A commercial secondary-mortgage market of sorts has existed for some five years, says Martin DePoy, a lobbyist for the National Association of Realtors.

And spurred by the dearth of conventional financing, Wall Street investment bankers are creating alternate financing routes called "conduits" that make real estate into a pass-through security functionally the same as secondary-market mortgage pools, says Rochester-based real estate investment banker Howard Taylor, of Howard Taylor & Co.

To create the so-called conduits, several of the largest firms put up money to back projects such as hotels and shopping malls, and then sell shares to investors.

DePoy says such avenues have indeed loosened capital, but that the commercial secondary market is as yet in a germinal state.

Regulatory roadblocks have been part of what has kept the market small and scattered, he says, but the market also has been stymied by the private side.

In both the public and private sectors, much of the problem has been lack of standardized product, DePoy says.

In the private arena, for example, mortgage writers such as insurance companies and banks sometimes define acceptable risk differently than investors such as pension funds, thus making mortgage sales difficult.

On the public side, rules governing such transactions vary among states, discouraging even the biggest players from moving widely on a national front.

In a cooperative effort to address private-sector barriers, representatives of the NAR, lenders and potential secondary-market investors have formed a group called the Capital Consortium that is trying to hammer out a set of mutually acceptable risk standards, DePoy says.

The group also is compiling a secondary-mortgage-market data base listing potential mortgage buyers nationwide.

On the regulatory front, the recently signed CDRI bill removes several legal hurdles.

A key provision extends the Secondary Mortgage Market Enhancement Act of 1984 to commercial loans.

The act created federal standards under which banks and insurance companies can invest in the residential secondary-mortgage market, and granted states the option of letting the federal regulations preempt their own.

DePoy says that some 32 states including New York have done so.

The federal regulations are in some cases tougher than the rules they preempt, DePoy says, but the benefits of standardization outweigh any downsides.

Other provisions include: loosened margin and credit restrictions for mortgage buyers, and provisions to allow thrifts and federal credit unions to invest in commercial-mortgage securities.

In addition, the 1994 act eases up on rules covering banks' offset reserves for mortgage loans.

Now, banks are required to set aside 8 percent of the total loaned on mortgages, and to keep the amount in reserve until the mortgage is discharged, even if the loan itself is sold.

Under the new act, banks will continue to make the same set-aside, but will be allowed to reduce the reserve as they sell off mortgages.

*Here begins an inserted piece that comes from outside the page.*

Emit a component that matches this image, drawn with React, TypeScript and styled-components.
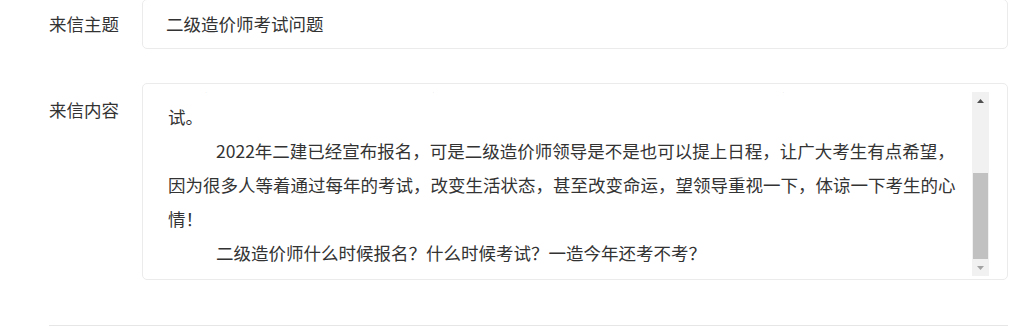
import { useEffect, useRef, useState } from "react";
import styled, { createGlobalStyle } from "styled-components";

const GlobalStyle = createGlobalStyle`
  html, body {
    margin: 0;
    padding: 0;
    background: #fff;
  }
  body {
    font-family: "Noto Sans CJK SC", "Noto Sans", sans-serif;
    color: #333;
  }
`;

const Form = styled.div`
  padding: 0 10px 0 49px;
  margin-top: -1px;
  font-size: 17.5px;
`;

const Row = styled.div<{ $gap?: number }>`
  display: flex;
  align-items: flex-start;
  margin-top: ${(p) => p.$gap ?? 0}px;
`;

const Label = styled.div<{ $top?: number; $lh: number }>`
  width: 93px;
  flex-shrink: 0;
  padding-top: ${(p) => p.$top ?? 0}px;
  line-height: ${(p) => p.$lh}px;
  color: #333;
  white-space: nowrap;
`;

const InputBox = styled.div`
  flex: 1;
  height: 50px;
  box-sizing: border-box;
  border: 1px solid #ebebeb;
  border-radius: 5px;
  padding-left: 23px;
  line-height: 48px;
  color: #333;
`;

const TextBox = styled.div`
  flex: 1;
  height: 197px;
  box-sizing: border-box;
  border: 1px solid #ebebeb;
  border-radius: 5px;
  padding: 8px 18px 3px 25px;
  display: flex;
`;

const Scroller = styled.div`
  flex: 1;
  min-width: 0;
  height: 184px;
  overflow: hidden;
  padding-right: 9px;
`;

const Content = styled.div`
  padding: 8px 0 6px;
  line-height: 34px;
  color: #333;
`;

const Para = styled.p`
  margin: 0;
  text-indent: 48px;
`;

const ScrollBar = styled.div`
  width: 17px;
  height: 184px;
  flex-shrink: 0;
  background: #f1f1f1;
  display: flex;
  flex-direction: column;
`;

const ArrowButton = styled.div`
  height: 17px;
  display: flex;
  align-items: center;
  justify-content: center;
`;

const Track = styled.div`
  flex: 1;
  display: flex;
  flex-direction: column;
  justify-content: flex-end;
`;

const Thumb = styled.div`
  margin: 0 1px;
  background: #c1c1c1;
`;

const Divider = styled.div`
  height: 1px;
  background: #e6e6e6;
  margin-top: 45px;
`;

const paragraphs = [
  "您好！我是一名准备参加二级造价师考试的考生，去年因为疫情的原因，省里的二级造价师考试一直没有举行，好不容易等到了今年，我们每天下班以后都在坚持复习，可是到现在为止，省里的相关部门仍然没有发布任何关于二级造价师报名和考试的通知，周边很多省份都已经公布了报名时间和考试安排，我们这些考生心里非常着急，不知道今年到底还能不能顺利报名参加考试，恳请领导尽快安排考试。",
  "2022年二建已经宣布报名，可是二级造价师领导是不是也可以提上日程，让广大考生有点希望，因为很多人等着通过每年的考试，改变生活状态，甚至改变命运，望领导重视一下，体谅一下考生的心情！",
  "二级造价师什么时候报名？什么时候考试？一造今年还考不考？",
];

export default function App() {
  const scrollRef = useRef<HTMLDivElement>(null);
  const [thumb, setThumb] = useState(87);

  useEffect(() => {
    const el = scrollRef.current;
    if (!el) return;
    el.scrollTop = el.scrollHeight;
    setThumb(Math.round((150 * el.clientHeight) / el.scrollHeight));
  }, []);

  return (
    <>
      <GlobalStyle />
      <Form>
        <Row>
          <Label $lh={50}>来信主题</Label>
          <InputBox>二级造价师考试问题</InputBox>
        </Row>
        <Row $gap={34}>
          <Label $lh={34} $top={10}>
            来信内容
          </Label>
          <TextBox>
            <Scroller ref={scrollRef}>
              <Content>
                {paragraphs.map((t, i) => (
                  <Para key={i}>{t}</Para>
                ))}
              </Content>
            </Scroller>
            <ScrollBar>
              <ArrowButton>
                <svg width="7" height="4" viewBox="0 0 7 4">
                  <path d="M3.5 0L7 4H0z" fill="#505050" />
                </svg>
              </ArrowButton>
              <Track>
                <Thumb style={{ height: thumb }} />
              </Track>
              <ArrowButton>
                <svg width="7" height="4" viewBox="0 0 7 4">
                  <path d="M0 0H7L3.5 4z" fill="#a3a3a3" />
                </svg>
              </ArrowButton>
            </ScrollBar>
          </TextBox>
        </Row>
        <Divider />
      </Form>
    </>
  );
}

The reduction will not be dollar for dollar, but, DePoy says, any reduction will free new capital for commercial-mortgage lending.

Another measure NAR campaigned for but did not get would have changed the Employment Retirement Income Security Act to make it easier for private pension funds to invest in commercial-mortgage securities.

Congress saw the ERISA changes as too politically volatile, DePoy says. Lobbyists, nevertheless, are getting a "surprisingly positive" response from Department of Labor officials on such changes.

Meanwhile, the changes that are approved are as much as a year away from implementation. Details are being worked out by the Office of the Comptroller of Currency.

A best-case scenario would see the regulations rolling out in some five months. Whenever they hit the street, they will free new capital for a far wider range of projects, DePoy believes.

Local experts concur.

"Anything's better than what's going on now," says Burkhardt of First Realty Corp.

Taylor, of Howard Taylor & Co, and Re/Max's Haymes concur.

But Taylor further notes that the bill fails to address creation of a commercial counterpart to the government's Federal National Mortgage Association.

Known as Fannie Mae, the agency buys mortgages and sells them as government-backed securities.

A commercial-mortgage equivalent has been widely discussed, Taylor says.

None is in the cards, DePoy says. But not to worry.

"There is no political drive for it on the Hill, nor do I think we need it," he says. "We think the private market will take care of itself."

A smaller-scale version of such an agency is under discussion at the state level, says Lee Webb, acting president of the New York State Job Development Authority. The idea would be to use the JDA's bonding authority to raise money to buy up loans from county industrial development authorities. Such a move would free the IDAs to lend more, but would not have the scope of a federal agency.

Like DePoy, Taylor says he hopes the private market will suffice. But, he adds, he will reserve judgment on the bill until he sees the rules.

Burkhardt is likewise cautious.

The changes sound good and are surely needed, he says, but implementation could be an issue.

"Lawyers write the rules," Burkhardt says, "and usually, they're the only ones who can understand them."